"steps" are important to optimize if they have negative externalities.
"Sample efficient rule inference where AI gets to control the sampling" seems like a good capability to have. Would be useful for science, for example. I'm more concerned by its overreliance on humanlike spatial priors, really.
'Reasoning steps' here is just arbitrary and meaningless. Not only is there no utility to it unlike the above 2 but it's just incredibly silly to me to think we should be directly comparing something like that with entities operating in wildly different substrates.
If I can't look at the score and immediately get a good idea of where things stand, then throw it way. 5% here could mean anything from 'solving only a tiny fraction of problems' to "solving everything correctly but with more 'reasoning steps' than the best human scores." Literally wildly different implications. What use is a score like that ?

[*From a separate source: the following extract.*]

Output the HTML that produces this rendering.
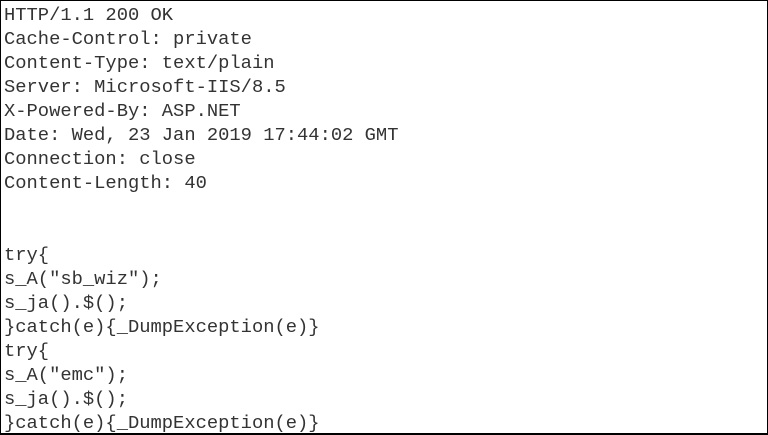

This makes sense to me. Most actions have some cost associated, and as another poster stated it's not interesting to let models brute-force a solution with millions of steps.
In theory, sure, if I can throw a million monkies and ramble into a problem solution, it doesnt matter how I got there. In practice though, every attempt has a direct and indirect impact on the externalities. You can argue those externalities are minor, but the largesse of money going to data centers suggests otherwise.
Lastly, humans use way less energy to solve these in fewer steps, so of course it matter when you throw Killowatts at something that takes milliwatts to solve.
Not if you count all the energy that was necessary to feed, shelter and keep the the human at his preferred temperature so that he can sit in front of a computer and solve the problem.